Tag Archives: penance

The truth will set you free

the truth will set you free

‘The truth will set you free.’ How many times have I heard this statement? Too many times I lost count. This statement could be viewed from many perspectives, but I want to look at it from the blackmail point of view. When someone is being blackmailed, I feel like they’re in a prison with invisible bars. You see one walking on the streets, but deep inside they know they’re caged.

People err, that’s human nature; but sometimes one feels they’ve done something that’s so wrong so they choose to keep it to themselves. Unfortunately someone else finds out accidentally. They hold it over their head, using it to hold them prisoners. One ends up becoming a prisoner of their own sins.

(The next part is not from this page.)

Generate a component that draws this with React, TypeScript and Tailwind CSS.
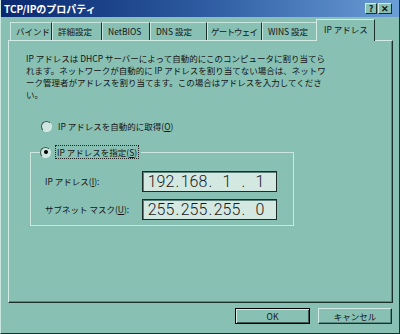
const tabs = [
  { label: 'バインド', w: 'w-[42px]', pad: 'pl-[5px]' },
  { label: '詳細設定', w: 'w-[50px]', pad: 'pl-[5px]' },
  { label: 'NetBIOS', w: 'w-[48px]', pad: 'pl-[5px]' },
  { label: 'DNS 設定', w: 'w-[57px]', pad: 'pl-[5px]' },
  { label: 'ゲートウェイ', w: 'w-[55px]', pad: 'pl-[3px] tracking-[-0.8px]' },
  { label: 'WINS 設定', w: 'w-[56px]', pad: 'pl-[5px]' },
];

function Radio({ checked }: { checked?: boolean }) {
  return (
    <span className="w-[11px] h-[11px] rounded-full border border-t-[#3c5a55] border-l-[#3c5a55] border-b-[#d3ece6] border-r-[#d3ece6] bg-[#cfe6e0] flex items-center justify-center flex-shrink-0">
      {checked && <span className="w-[4px] h-[4px] rounded-full bg-black" />}
    </span>
  );
}

function IpBox({ parts }: { parts: string[] }) {
  return (
    <div className="w-[135px] h-[21px] border border-[#1c2c29] shadow-[inset_1px_1px_0_#5d7f79] bg-[#d4e8e2] flex items-center pl-[5px] font-['Roboto',sans-serif] font-light text-[16px] text-[#1a1a1a]">
      {parts.map((p, i) => (
        <div key={i} className="flex items-center">
          <div className="w-[26px] flex justify-center">{p}</div>
          {i < 3 && <div className="w-[7px] flex justify-center">.</div>}
        </div>
      ))}
    </div>
  );
}

export default function App() {
  return (
    <div className="w-[400px] h-[334px] bg-[#88c0b4] flex flex-col border-l border-r border-b border-l-[#c9e6df] border-r-[#1b2f2b] border-b-[#1b2f2b] font-['Noto_Sans_CJK_JP',sans-serif] text-[#141414] overflow-hidden">
      {/* Title bar */}
      <div className="h-[17px] flex items-center justify-between pl-[3px] pr-[7px] bg-gradient-to-r from-[#0a2870] via-[#2d5aa0] to-[#6b9dd6]">
        <span className="text-white font-bold text-[10px] leading-none">TCP/IPのプロパティ</span>
        <div className="flex gap-[1px]">
          <div className="w-[12px] h-[11px] bg-[#88c0b4] border border-t-[#d3ece6] border-l-[#d3ece6] border-b-[#1b2f2b] border-r-[#1b2f2b] flex items-center justify-center text-[9px] font-bold leading-none">?</div>
          <div className="w-[14px] h-[11px] bg-[#88c0b4] border border-t-[#d3ece6] border-l-[#d3ece6] border-b-[#1b2f2b] border-r-[#1b2f2b] flex items-center justify-center text-[9px] font-bold leading-none">✕</div>
        </div>
      </div>

      {/* Tabs */}
      <div className="h-[23px] flex items-end pl-[9px] text-[8.5px]">
        {tabs.map((t) => (
          <div
            key={t.label}
            className={`${t.w} ${t.pad} h-[18px] flex-shrink-0 flex items-center border-t border-l border-r border-t-[#c9e6df] border-l-[#c9e6df] border-r-[#1b2f2b] whitespace-nowrap`}
          >
            {t.label}
          </div>
        ))}
        <div className="w-[59px] h-[22px] -ml-[2px] -mb-[1px] relative z-10 bg-[#88c0b4] flex items-center pl-[7px] pb-[2px] border-t border-l border-r border-t-[#d3ece6] border-l-[#d3ece6] border-r-[#1b2f2b] whitespace-nowrap">
          IP アドレス
        </div>
      </div>

      {/* Panel */}
      <div className="ml-[7px] w-[385px] h-[263px] border border-t-[#d3ece6] border-l-[#d3ece6] border-b-[#1b2f2b] border-r-[#1b2f2b] shadow-[inset_-1px_-1px_0_#5a8a81] pl-[17px] pt-[11px] text-[8.5px]">
        <p className="leading-[12px]">
          IP アドレスは DHCP サーバーによって自動的にこのコンピュータに割り当てら<br />
          れます。ネットワークが自動的に IP アドレスを割り当てない場合は、ネットワ<br />
          ーク管理者がアドレスを割り当てます。この場合はアドレスを入力してくださ<br />
          い。
        </p>

        <div className="mt-[19px] ml-[15px] h-[14px] flex items-center gap-[5px]">
          <Radio />
          <span className="pl-[1px]">
            IP アドレスを自動的に取得(<span className="underline">O</span>)
          </span>
        </div>

        <fieldset className="mt-[12px] ml-[4px] w-[264px] border border-[#cbe7e0] pb-[5px]">
          <legend className="ml-[9px] pr-[2px]">
            <div className="h-[14px] flex items-center gap-[4px]">
              <Radio checked />
              <span className="border border-dotted border-[#222] px-[1px] leading-[12px]">
                IP アドレスを指定(<span className="underline">S</span>)
              </span>
            </div>
          </legend>
          <div className="mt-[12px] flex items-center pl-[14px]">
            <span className="w-[97px]">
              IP アドレス(<span className="underline">I</span>):
            </span>
            <IpBox parts={['192', '168', '1', '1']} />
          </div>
          <div className="mt-[7px] flex items-center pl-[14px]">
            <span className="w-[97px]">
              サブネット マスク(<span className="underline">U</span>):
            </span>
            <IpBox parts={['255', '255', '255', '0']} />
          </div>
        </fieldset>
      </div>

      {/* Buttons */}
      <div className="mt-[5px] flex justify-end gap-[8px] pr-[7px] text-[8.5px]">
        <div className="w-[75px] h-[16px] border border-black shadow-[inset_1px_1px_0_#d3ece6,inset_-1px_-1px_0_#3c5a55] flex items-center justify-center">
          OK
        </div>
        <div className="w-[74px] h-[16px] border border-t-[#d3ece6] border-l-[#d3ece6] border-b-[#1b2f2b] border-r-[#1b2f2b] shadow-[inset_-1px_-1px_0_#5a8a81] flex items-center justify-center">
          キャンセル
        </div>
      </div>
    </div>
  );
}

A priest in my church told a story about a young boy; he lived with his grandmother and sister. His grandmother had a cat she loved so much, but one day while playing with it, he accidentally killed it. He freaked out, so he told his sister about it, asking her to keep it a secret. His sister was reluctant; she wanted to tell on him, but after he pleaded with her not to tell their grandmother, she agreed, but on one condition: he would have to do all her house chores.

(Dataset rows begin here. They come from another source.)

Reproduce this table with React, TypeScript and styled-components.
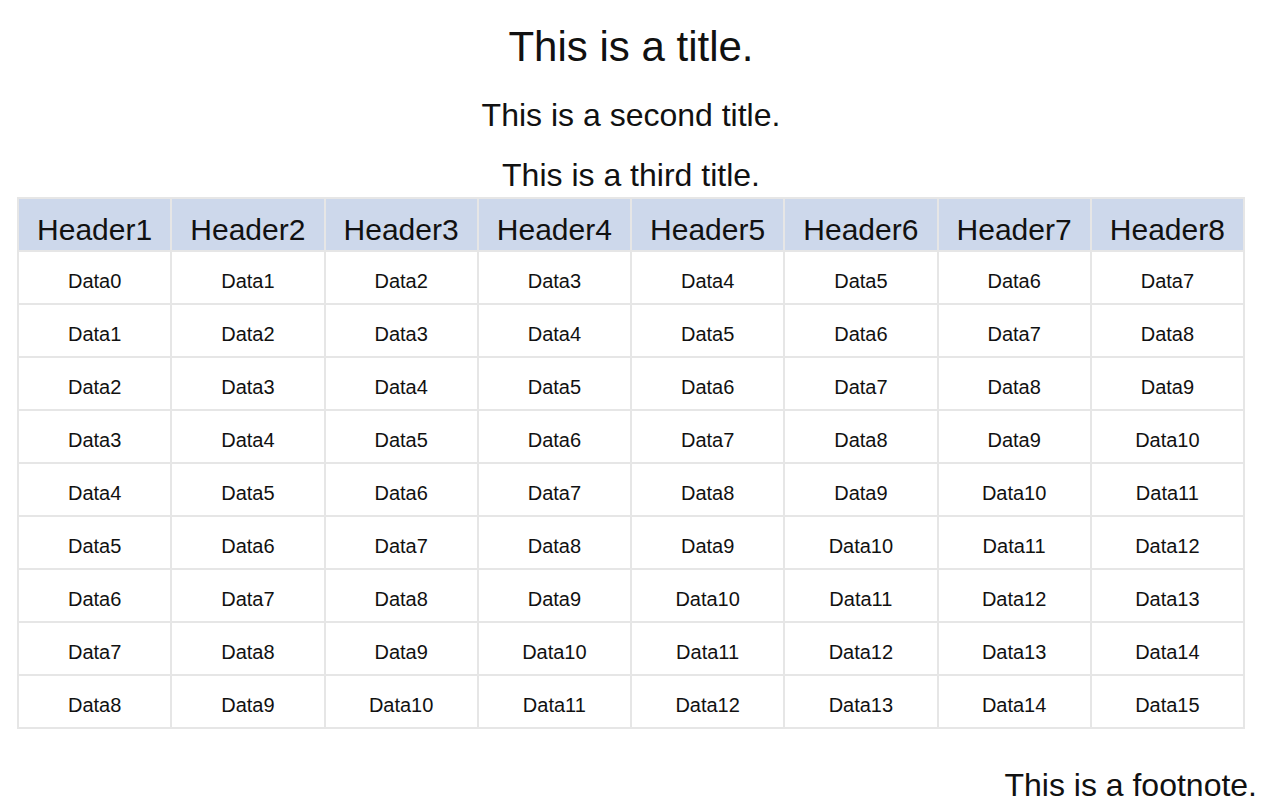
import styled, { createGlobalStyle } from "styled-components";

const GlobalStyle = createGlobalStyle`
  body {
    margin: 0;
    background: #ffffff;
    color: #111111;
    font-family: "Liberation Sans", Arial, sans-serif;
  }
`;

const Page = styled.div`
  display: flex;
  flex-direction: column;
  padding: 22px 19px 0 17px;
`;

const Title = styled.h1<{ $size: number; $lh: number; $gap: number }>`
  margin: ${(p) => p.$gap}px 0 0 0;
  font-size: ${(p) => p.$size}px;
  line-height: ${(p) => p.$lh}px;
  font-weight: 400;
  text-align: center;
`;

const Table = styled.table`
  margin-top: 3px;
  width: 1228px;
  border-collapse: collapse;
  table-layout: fixed;
  border: 2px solid #e6e6e6;
`;

const HeadCell = styled.th`
  height: 41px;
  padding: 10px 0 0 0;
  background: #cdd8eb;
  border: 2px solid #e6e6e6;
  font-size: 30px;
  font-weight: 400;
  text-align: center;
  vertical-align: middle;
`;

const DataCell = styled.td`
  height: 43px;
  padding: 8px 0 0 0;
  border: 2px solid #e6e6e6;
  font-size: 20px;
  text-align: center;
  vertical-align: middle;
`;

const Footnote = styled.div`
  margin: 37px -12px 0 0;
  font-size: 32px;
  line-height: 38px;
  text-align: right;
`;

const headers = Array.from({ length: 8 }, (_, i) => `Header${i + 1}`);
const rows = Array.from({ length: 9 }, (_, r) =>
  Array.from({ length: 8 }, (_, c) => `Data${r + c}`)
);

const App = () => {
  return (
    <Page>
      <GlobalStyle />
      <Title $size={42} $lh={50} $gap={0}>This is a title.</Title>
      <Title as="h2" $size={32} $lh={38} $gap={24}>This is a second title.</Title>
      <Title as="h3" $size={32} $lh={38} $gap={22}>This is a third title.</Title>
      <Table>
        <thead>
          <tr>
            {headers.map((h) => (
              <HeadCell key={h}>{h}</HeadCell>
            ))}
          </tr>
        </thead>
        <tbody>
          {rows.map((row, r) => (
            <tr key={r}>
              {row.map((cell, c) => (
                <DataCell key={c}>{cell}</DataCell>
              ))}
            </tr>
          ))}
        </tbody>
      </Table>
      <Footnote>This is a footnote.</Footnote>
    </Page>
  );
};

export default App;
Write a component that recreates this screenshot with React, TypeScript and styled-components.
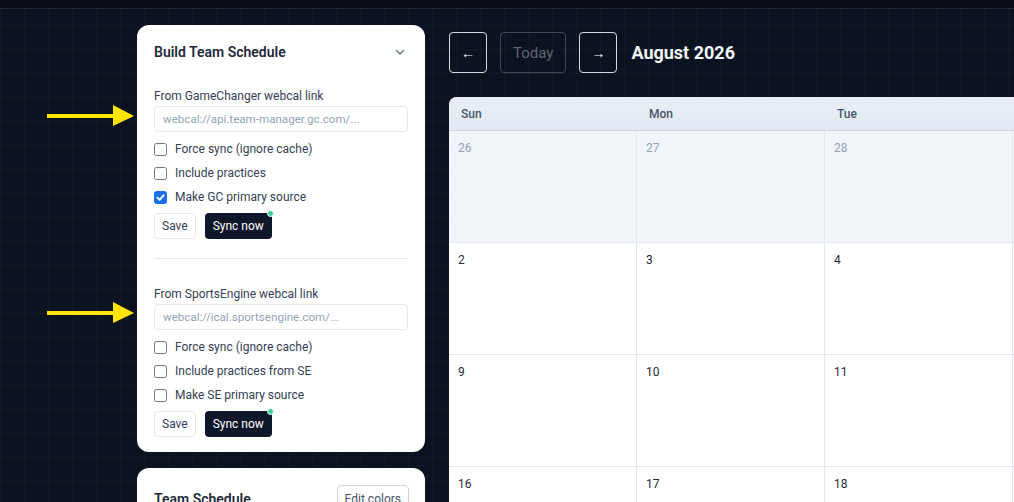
import React from "react";
import styled, { createGlobalStyle } from "styled-components";

const GlobalStyle = createGlobalStyle`
  html, body {
    margin: 0;
    padding: 0;
    overflow: hidden;
    width: 1014px;
    height: 502px;
  }
  body {
    background-color: #0c1320;
    background-image:
      linear-gradient(rgba(255,255,255,0.025) 1px, transparent 1px),
      linear-gradient(90deg, rgba(255,255,255,0.025) 1px, transparent 1px);
    background-size: 24px 24px;
    background-position: 0 1px;
    font-family: Roboto, "Noto Sans", "Liberation Sans", sans-serif;
    color: #1e293b;
  }
  * { box-sizing: border-box; }
`;

const TopBar = styled.div`
  height: 9px;
  background: #0a0e16;
  border-bottom: 1px solid #1f2733;
`;

const Main = styled.div`
  position: relative;
  display: flex;
  align-items: flex-start;
  gap: 24px;
  padding: 16px 0 0 137px;
`;

const Sidebar = styled.div`
  width: 288px;
  flex-shrink: 0;
  display: flex;
  flex-direction: column;
  gap: 16px;
`;

const Card = styled.div<{ $padTop?: number }>`
  background: #ffffff;
  border-radius: 12px;
  padding: ${(p) => p.$padTop ?? 16}px 16px 15px 17px;
`;

const CardHeader = styled.div`
  display: flex;
  align-items: center;
  justify-content: space-between;
  min-height: 22px;
`;

const CardTitle = styled.div`
  font-size: 14px;
  font-weight: 600;
  color: #1e293b;
`;

const Chevron = styled.span`
  display: flex;
  margin-right: 3px;
  color: #64748b;
`;

const Section = styled.div<{ $top: number }>`
  display: flex;
  flex-direction: column;
  margin-top: ${(p) => p.$top}px;
`;

const Label = styled.div`
  font-size: 12px;
  line-height: 18px;
  color: #334155;
`;

const Input = styled.input`
  margin-top: 1px;
  width: 254px;
  height: 26px;
  border: 1px solid #e2e8f0;
  border-radius: 4px;
  padding: 0 8px;
  font: inherit;
  font-size: 11.6px;
  color: #334155;
  outline: none;
  &::placeholder { color: #94a3b8; }
`;

const Checks = styled.div`
  display: flex;
  flex-direction: column;
  margin-top: 5px;
`;

const CheckRow = styled.label`
  display: flex;
  align-items: center;
  gap: 8px;
  height: 24px;
  font-size: 12px;
  color: #334155;
`;

const Box = styled.span<{ $on: boolean }>`
  width: 13px;
  height: 13px;
  border-radius: 2.5px;
  display: flex;
  align-items: center;
  justify-content: center;
  border: 1px solid ${(p) => (p.$on ? "#1a6ff0" : "#767676")};
  background: ${(p) => (p.$on ? "#1a6ff0" : "#ffffff")};
`;

const Buttons = styled.div`
  display: flex;
  gap: 9px;
  margin-top: 4px;
`;

const SaveBtn = styled.button`
  height: 26px;
  padding: 0 7px;
  background: #fff;
  border: 1px solid #e2e8f0;
  border-radius: 4px;
  font: inherit;
  font-size: 12px;
  color: #334155;
`;

const SyncBtn = styled.button`
  position: relative;
  height: 26px;
  padding: 0 8px;
  background: #0f172a;
  border: none;
  border-radius: 4px;
  font: inherit;
  font-size: 12px;
  color: #ffffff;
`;

const Dot = styled.span`
  position: absolute;
  top: -3px;
  right: -2px;
  width: 7px;
  height: 7px;
  border-radius: 50%;
  background: #34d399;
  border: 1px solid #ffffff;
`;

const Divider = styled.div`
  height: 1px;
  background: #e2e8f0;
  margin-top: 19px;
  width: 254px;
`;

const EditBtn = styled.button`
  height: 28px;
  padding: 0 7px;
  background: #fff;
  border: 1px solid #cbd5e1;
  border-radius: 4px;
  font: inherit;
  font-size: 12px;
  color: #475569;
`;

const CalColumn = styled.div`
  flex-shrink: 0;
  padding-top: 7px;
  display: flex;
  flex-direction: column;
  gap: 24px;
`;

const Nav = styled.div`
  display: flex;
  align-items: center;
  gap: 13px;
`;

const NavBtn = styled.button<{ $disabled?: boolean }>`
  height: 41px;
  min-width: 38px;
  padding: 0 ${(p) => (p.$disabled ? "12px" : "0")};
  background: transparent;
  border: 1px solid ${(p) => (p.$disabled ? "#3f4754" : "#d1d9e3")};
  border-radius: 4px;
  font: inherit;
  font-size: ${(p) => (p.$disabled ? "15px" : "14px")};
  color: ${(p) => (p.$disabled ? "#5b6473" : "#ffffff")};
`;

const Month = styled.div`
  margin-left: 1px;
  font-size: 18px;
  font-weight: 700;
  color: #f1f5f9;
`;

const Calendar = styled.div`
  width: 1316px;
  background: #ffffff;
  border-radius: 8px 8px 0 0;
  overflow: hidden;
  display: grid;
  grid-template-columns: repeat(7, 188px);
`;

const DayHead = styled.div`
  height: 34px;
  display: flex;
  align-items: center;
  padding-left: 12px;
  padding-top: 1px;
  background: linear-gradient(180deg, #e9eef6, #e3e9f2);
  border-bottom: 1px solid #cdd6e3;
  font-size: 12px;
  font-weight: 500;
  color: #475569;
`;

const Cell = styled.div<{ $muted: boolean }>`
  height: 112px;
  padding: 10px 9px;
  border-right: 1px solid #e2e8f0;
  border-bottom: 1px solid #e2e8f0;
  background: ${(p) => (p.$muted ? "#f1f5f9" : "#ffffff")};
  font-size: 12px;
  line-height: 14px;
  color: ${(p) => (p.$muted ? "#94a3b8" : "#1f2937")};
`;

const Pointer = styled.svg<{ $top: number }>`
  position: absolute;
  left: 46px;
  top: ${(p) => p.$top}px;
`;

const Check = () => (
  <svg width="9" height="9" viewBox="0 0 10 10">
    <path d="M1.5 5.2 L4 7.6 L8.6 2.4" fill="none" stroke="#fff" strokeWidth="2" strokeLinecap="round" strokeLinejoin="round" />
  </svg>
);

const Arrow = ({ top }: { top: number }) => (
  <Pointer $top={top} width="90" height="22" viewBox="0 0 90 22">
    <rect x="1" y="9" width="68" height="4" fill="#ffe500" />
    <polygon points="67,0 88,11 67,21" fill="#ffe500" />
  </Pointer>
);

type Opt = { label: string; on?: boolean };

const Source = ({ label, placeholder, opts, top }: { label: string; placeholder: string; opts: Opt[]; top: number }) => (
  <Section $top={top}>
    <Label>{label}</Label>
    <Input placeholder={placeholder} />
    <Checks>
      {opts.map((o) => (
        <CheckRow key={o.label}>
          <Box $on={!!o.on}>{o.on && <Check />}</Box>
          {o.label}
        </CheckRow>
      ))}
    </Checks>
    <Buttons>
      <SaveBtn>Save</SaveBtn>
      <SyncBtn>
        Sync now
        <Dot />
      </SyncBtn>
    </Buttons>
  </Section>
);

const days = ["Sun", "Mon", "Tue", "Wed", "Thu", "Fri", "Sat"];
const weeks = [
  [26, 27, 28, 29, 30, 31, 1],
  [2, 3, 4, 5, 6, 7, 8],
  [9, 10, 11, 12, 13, 14, 15],
  [16, 17, 18, 19, 20, 21, 22],
];

export default function App() {
  return (
    <>
      <GlobalStyle />
      <TopBar />
      <Main>
        <Arrow top={96} />
        <Arrow top={293} />
        <Sidebar>
          <Card>
            <CardHeader>
              <CardTitle>Build Team Schedule</CardTitle>
              <Chevron>
                <svg width="12" height="12" viewBox="0 0 12 12">
                  <path d="M2.5 4.5 L6 8 L9.5 4.5" fill="none" stroke="currentColor" strokeWidth="1.4" strokeLinecap="round" strokeLinejoin="round" />
                </svg>
              </Chevron>
            </CardHeader>
            <Source
              top={24}
              label="From GameChanger webcal link"
              placeholder="webcal://api.team-manager.gc.com/..."
              opts={[{ label: "Force sync (ignore cache)" }, { label: "Include practices" }, { label: "Make GC primary source", on: true }]}
            />
            <Divider />
            <Source
              top={26}
              label="From SportsEngine webcal link"
              placeholder="webcal://ical.sportsengine.com/..."
              opts={[{ label: "Force sync (ignore cache)" }, { label: "Include practices from SE" }, { label: "Make SE primary source" }]}
            />
          </Card>
          <Card $padTop={17}>
            <CardHeader>
              <CardTitle>Team Schedule</CardTitle>
              <EditBtn>Edit colors</EditBtn>
            </CardHeader>
          </Card>
        </Sidebar>
        <CalColumn>
          <Nav>
            <NavBtn>←</NavBtn>
            <NavBtn $disabled>Today</NavBtn>
            <NavBtn>→</NavBtn>
            <Month>August 2026</Month>
          </Nav>
          <Calendar>
            {days.map((d) => (
              <DayHead key={d}>{d}</DayHead>
            ))}
            {weeks.map((w, wi) =>
              w.map((n, di) => (
                <Cell key={`${wi}-${di}`} $muted={wi === 0 && n > 20}>
                  {n}
                </Cell>
              ))
            )}
          </Calendar>
        </CalColumn>
      </Main>
    </>
  );
}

The boy agreed gladly. If the sister had some chore to do, she would ask him to do it. The boy did it all stoically; it was better than their grandmother finding out what he had done; he was afraid she would be so furious with him; that she would punish him. If their grandmother asked his sister to do anything, she would call him and ask him to do it. He’d become his sister’s prisoner. After a while the young boy realized he couldn’t put up with his sister’s blackmail, so he decided to come clean.

Meekly, he walked to his grandmother and told him what he had done. The grandmother just smiled and told him, “I already knew my cat died. I was watching you play with it when it did, but I already forgave you. I was only waiting for you to find the courage to come to me.”

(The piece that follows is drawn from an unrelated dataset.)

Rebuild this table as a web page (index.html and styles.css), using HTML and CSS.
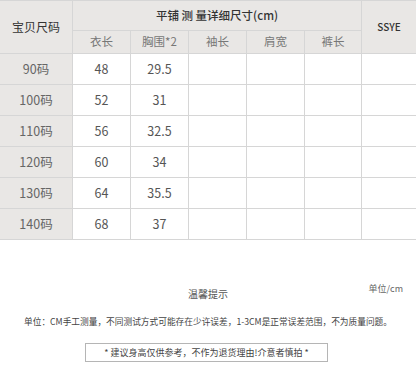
FILE: index.html
```html
<!DOCTYPE html>
<html lang="zh">
<head>
<meta charset="utf-8">
<link rel="stylesheet" href="styles.css">
</head>
<body>
<table class="size-table">
  <colgroup>
    <col class="c-size"><col class="c-m"><col class="c-m"><col class="c-m"><col class="c-m"><col class="c-m5"><col class="c-brand">
  </colgroup>
  <thead>
    <tr class="h1">
      <th rowspan="2" class="main">宝贝尺码</th>
      <th colspan="5" class="main title">平铺 测 量详细尺寸(cm)</th>
      <th rowspan="2" class="brand">SSYE</th>
    </tr>
    <tr class="h2">
      <th>衣长</th><th>胸围*2</th><th>袖长</th><th>肩宽</th><th>裤长</th>
    </tr>
  </thead>
  <tbody>
    <tr><td class="size">90码</td><td>48</td><td>29.5</td><td></td><td></td><td></td><td></td></tr>
    <tr><td class="size">100码</td><td>52</td><td>31</td><td></td><td></td><td></td><td></td></tr>
    <tr><td class="size">110码</td><td>56</td><td>32.5</td><td></td><td></td><td></td><td></td></tr>
    <tr><td class="size">120码</td><td>60</td><td>34</td><td></td><td></td><td></td><td></td></tr>
    <tr><td class="size">130码</td><td>64</td><td>35.5</td><td></td><td></td><td></td><td></td></tr>
    <tr><td class="size">140码</td><td>68</td><td>37</td><td></td><td></td><td></td><td></td></tr>
  </tbody>
</table>

<section class="notes">
  <div class="notes-head">
    <span></span>
    <h2 class="notes-title">温馨提示</h2>
    <span class="unit">单位/cm</span>
  </div>
  <p class="notes-text">单位：CM手工测量，不同测试方式可能存在少许误差，1-3CM是正常误差范围，不为质量问题。</p>
  <div class="notice-box">* 建议身高仅供参考，不作为退货理由!介意者慎拍 *</div>
</section>
</body>
</html>
```
FILE: styles.css
```css
html, body {
  margin: 0;
  padding: 0;
  background: #ffffff;
  width: 416px;
  overflow: hidden;
}
body {
  font-family: "Noto Sans CJK SC", "Noto Sans", sans-serif;
  color: #555;
}
.size-table {
  border-collapse: collapse;
  table-layout: fixed;
  width: 417px;
  margin: 0 0 0 -1px;
}
.c-size { width: 73px; }
.c-m { width: 58px; }
.c-m5 { width: 57px; }
.c-brand { width: 55px; }
.size-table th,
.size-table td {
  border: 1px solid #d6d6d6;
  padding: 0;
  text-align: center;
  vertical-align: middle;
  line-height: 1;
}
.size-table th {
  background: #e9e7e5;
  font-weight: normal;
  font-size: 11.5px;
  color: #777;
}
.size-table th.main {
  color: #333;
  font-size: 12px;
}
.size-table th.title {
  font-weight: 500;
  font-size: 11.5px;
}
.size-table th.brand {
  color: #333;
  font-size: 10px;
  font-weight: 500;
}
.h1 { height: 30px; }
.h2 { height: 23px; }
.size-table tbody tr { height: 31px; }
.size-table td {
  font-size: 12.5px;
  color: #555;
  background: #fff;
}
.size-table td.size {
  background: #e9e7e5;
  color: #666;
}
.notes {
  padding-top: 43px;
}
.notes-head {
  display: grid;
  grid-template-columns: 1fr auto 1fr;
  align-items: start;
}
.notes-title {
  margin: 5px 0 0;
  font-size: 10px;
  font-weight: normal;
  color: #555;
  line-height: 12px;
}
.unit {
  justify-self: end;
  margin-right: 13px;
  font-size: 9px;
  color: #666;
  line-height: 11px;
}
.notes-text {
  margin: 16px 0 0;
  text-align: center;
  font-size: 8.7px;
  line-height: 12px;
  color: #444;
}
.notice-box {
  width: 241px;
  margin: 15px 0 0 85px;
  border: 1px solid #b5b5b5;
  height: 17px;
  line-height: 17px;
  text-align: center;
  font-size: 9px;
  color: #444;
}
```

“So you’re not mad at me grandma?” The boy asked, surprised and excited at the same time.

“No, I’m not,” his grandmother smiled.

The next time his sister asked him to do her laundry, he refused. “I’ll tell on you,” she threatened.

Courageously, he just told her, “Go ahead.” His sister was shocked; she hadn’t seen that coming. In life we find ourselves in such situations. One does something, but because they are afraid of the consequences they let people blackmail them; and the thing with blackmail is that once a person falls into that hole, it starts to feel like an abyss; falling deeper and deeper into it, without feeling like there could be a possible way out.

Depending on the magnitude of what they did, some people feel like sinners; slowly they pull away from God, because they feel they are unworthy. They become prisoners of their sins. Like the boy’s grandmother, God sees the things we do, and forgives us long before we go to Him. So while one is slowly drifting away from God, afraid of His retribution, He already forgave them.

In the story of the prodigal son (Luke 15:11-32), when the son who had strayed found his way back to his father, his father had a banquet set for him. He didn’t reprimand him; the thought that his son had repented was enough for him.

God is so willing to take us back even when we feel we’ve committed the worst of crimes; He doesn’t hold grudges. He only wants us to realize our mistakes and repent, because it’s only by being penitent that we can rid our conscience off the heavy load. Once we confess we cease to be prisoners. If one was being blackmailed they find the courage to face their blackmailers.

Freedom is an integral thing in life; without it life feels miserable. When one tries to conceal something they did, even if no one blackmails them, they become tormented by their own conscience; that is bondage, and penance is the way out; it liberates us.

Personally I believe in Heaven, purgatory, even hell; all these are the afterlife destinations, which I know not many people like discussing because firstly it’s scary and two, not everyone is a Christian. From what I’ve gathered though, one doesn’t automatically go to hell because they did something everyone considers wrong. One could spend they’re whole life killing, and still end up in heaven; because it’s not the nature or the magnitude of the sin that matters, but if one repented it.

Take Paul for instance, formally known as Saul (Acts 9:1-19); he was a persecutor of Christians, but that didn’t stop God from forgiving him. What does that say about God? His love and mercy knows no bounds.